**Supplied material**
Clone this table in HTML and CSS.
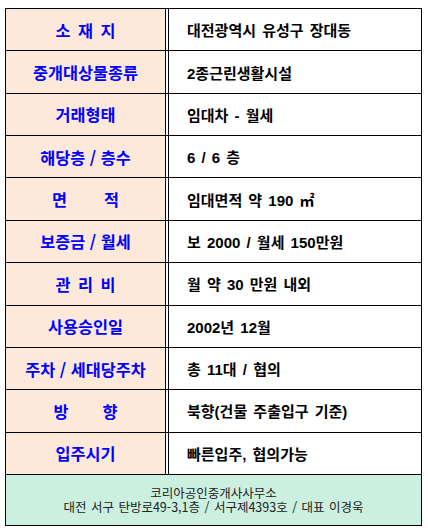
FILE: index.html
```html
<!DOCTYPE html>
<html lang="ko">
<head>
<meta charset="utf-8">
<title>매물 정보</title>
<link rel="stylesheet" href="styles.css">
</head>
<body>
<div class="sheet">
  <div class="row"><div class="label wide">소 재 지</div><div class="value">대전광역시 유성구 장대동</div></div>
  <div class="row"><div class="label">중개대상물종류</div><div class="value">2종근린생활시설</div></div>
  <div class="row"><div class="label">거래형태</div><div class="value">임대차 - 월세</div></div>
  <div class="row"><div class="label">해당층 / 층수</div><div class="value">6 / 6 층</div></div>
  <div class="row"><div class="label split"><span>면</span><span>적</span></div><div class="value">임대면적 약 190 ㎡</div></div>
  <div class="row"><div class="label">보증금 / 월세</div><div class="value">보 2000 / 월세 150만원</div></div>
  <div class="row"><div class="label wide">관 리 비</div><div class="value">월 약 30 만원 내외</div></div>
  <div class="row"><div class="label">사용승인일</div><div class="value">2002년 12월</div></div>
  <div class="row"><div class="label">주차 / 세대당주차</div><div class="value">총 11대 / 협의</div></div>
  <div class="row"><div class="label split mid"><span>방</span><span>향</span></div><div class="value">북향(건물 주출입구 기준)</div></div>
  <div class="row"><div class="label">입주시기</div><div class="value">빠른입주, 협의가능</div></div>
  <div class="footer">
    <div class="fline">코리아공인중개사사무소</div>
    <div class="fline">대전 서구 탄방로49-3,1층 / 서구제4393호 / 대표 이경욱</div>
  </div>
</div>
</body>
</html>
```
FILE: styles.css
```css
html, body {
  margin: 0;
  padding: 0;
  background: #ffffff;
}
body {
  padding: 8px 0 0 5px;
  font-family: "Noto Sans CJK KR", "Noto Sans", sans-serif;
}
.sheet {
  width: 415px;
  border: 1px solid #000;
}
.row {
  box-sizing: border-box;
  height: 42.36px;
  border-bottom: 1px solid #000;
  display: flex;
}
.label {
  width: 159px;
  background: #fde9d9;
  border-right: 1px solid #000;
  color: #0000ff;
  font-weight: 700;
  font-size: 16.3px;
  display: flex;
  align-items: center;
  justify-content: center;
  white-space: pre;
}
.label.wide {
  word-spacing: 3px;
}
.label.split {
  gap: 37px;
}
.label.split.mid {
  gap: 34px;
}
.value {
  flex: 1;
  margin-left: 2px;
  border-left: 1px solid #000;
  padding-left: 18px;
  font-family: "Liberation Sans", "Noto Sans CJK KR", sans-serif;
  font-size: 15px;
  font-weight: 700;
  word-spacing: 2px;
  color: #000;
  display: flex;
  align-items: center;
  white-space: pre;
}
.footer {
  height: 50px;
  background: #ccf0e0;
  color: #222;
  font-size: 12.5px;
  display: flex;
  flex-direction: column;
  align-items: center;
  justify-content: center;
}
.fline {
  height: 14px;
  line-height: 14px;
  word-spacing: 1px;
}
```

**Work to do**
Output the data exactly. Pictures don't belong in the result.

**Task solution**
Clone this table in HTML and CSS.
FILE: index.html
```html
<!DOCTYPE html>
<html lang="ko">
<head>
<meta charset="utf-8">
<title>매물 정보</title>
<link rel="stylesheet" href="styles.css">
</head>
<body>
<div class="sheet">
  <div class="row"><div class="label wide">소 재 지</div><div class="value">대전광역시 유성구 장대동</div></div>
  <div class="row"><div class="label">중개대상물종류</div><div class="value">2종근린생활시설</div></div>
  <div class="row"><div class="label">거래형태</div><div class="value">임대차 - 월세</div></div>
  <div class="row"><div class="label">해당층 / 층수</div><div class="value">6 / 6 층</div></div>
  <div class="row"><div class="label split"><span>면</span><span>적</span></div><div class="value">임대면적 약 190 ㎡</div></div>
  <div class="row"><div class="label">보증금 / 월세</div><div class="value">보 2000 / 월세 150만원</div></div>
  <div class="row"><div class="label wide">관 리 비</div><div class="value">월 약 30 만원 내외</div></div>
  <div class="row"><div class="label">사용승인일</div><div class="value">2002년 12월</div></div>
  <div class="row"><div class="label">주차 / 세대당주차</div><div class="value">총 11대 / 협의</div></div>
  <div class="row"><div class="label split mid"><span>방</span><span>향</span></div><div class="value">북향(건물 주출입구 기준)</div></div>
  <div class="row"><div class="label">입주시기</div><div class="value">빠른입주, 협의가능</div></div>
  <div class="footer">
    <div class="fline">코리아공인중개사사무소</div>
    <div class="fline">대전 서구 탄방로49-3,1층 / 서구제4393호 / 대표 이경욱</div>
  </div>
</div>
</body>
</html>
```
FILE: styles.css
```css
html, body {
  margin: 0;
  padding: 0;
  background: #ffffff;
}
body {
  padding: 8px 0 0 5px;
  font-family: "Noto Sans CJK KR", "Noto Sans", sans-serif;
}
.sheet {
  width: 415px;
  border: 1px solid #000;
}
.row {
  box-sizing: border-box;
  height: 42.36px;
  border-bottom: 1px solid #000;
  display: flex;
}
.label {
  width: 159px;
  background: #fde9d9;
  border-right: 1px solid #000;
  color: #0000ff;
  font-weight: 700;
  font-size: 16.3px;
  display: flex;
  align-items: center;
  justify-content: center;
  white-space: pre;
}
.label.wide {
  word-spacing: 3px;
}
.label.split {
  gap: 37px;
}
.label.split.mid {
  gap: 34px;
}
.value {
  flex: 1;
  margin-left: 2px;
  border-left: 1px solid #000;
  padding-left: 18px;
  font-family: "Liberation Sans", "Noto Sans CJK KR", sans-serif;
  font-size: 15px;
  font-weight: 700;
  word-spacing: 2px;
  color: #000;
  display: flex;
  align-items: center;
  white-space: pre;
}
.footer {
  height: 50px;
  background: #ccf0e0;
  color: #222;
  font-size: 12.5px;
  display: flex;
  flex-direction: column;
  align-items: center;
  justify-content: center;
}
.fline {
  height: 14px;
  line-height: 14px;
  word-spacing: 1px;
}
```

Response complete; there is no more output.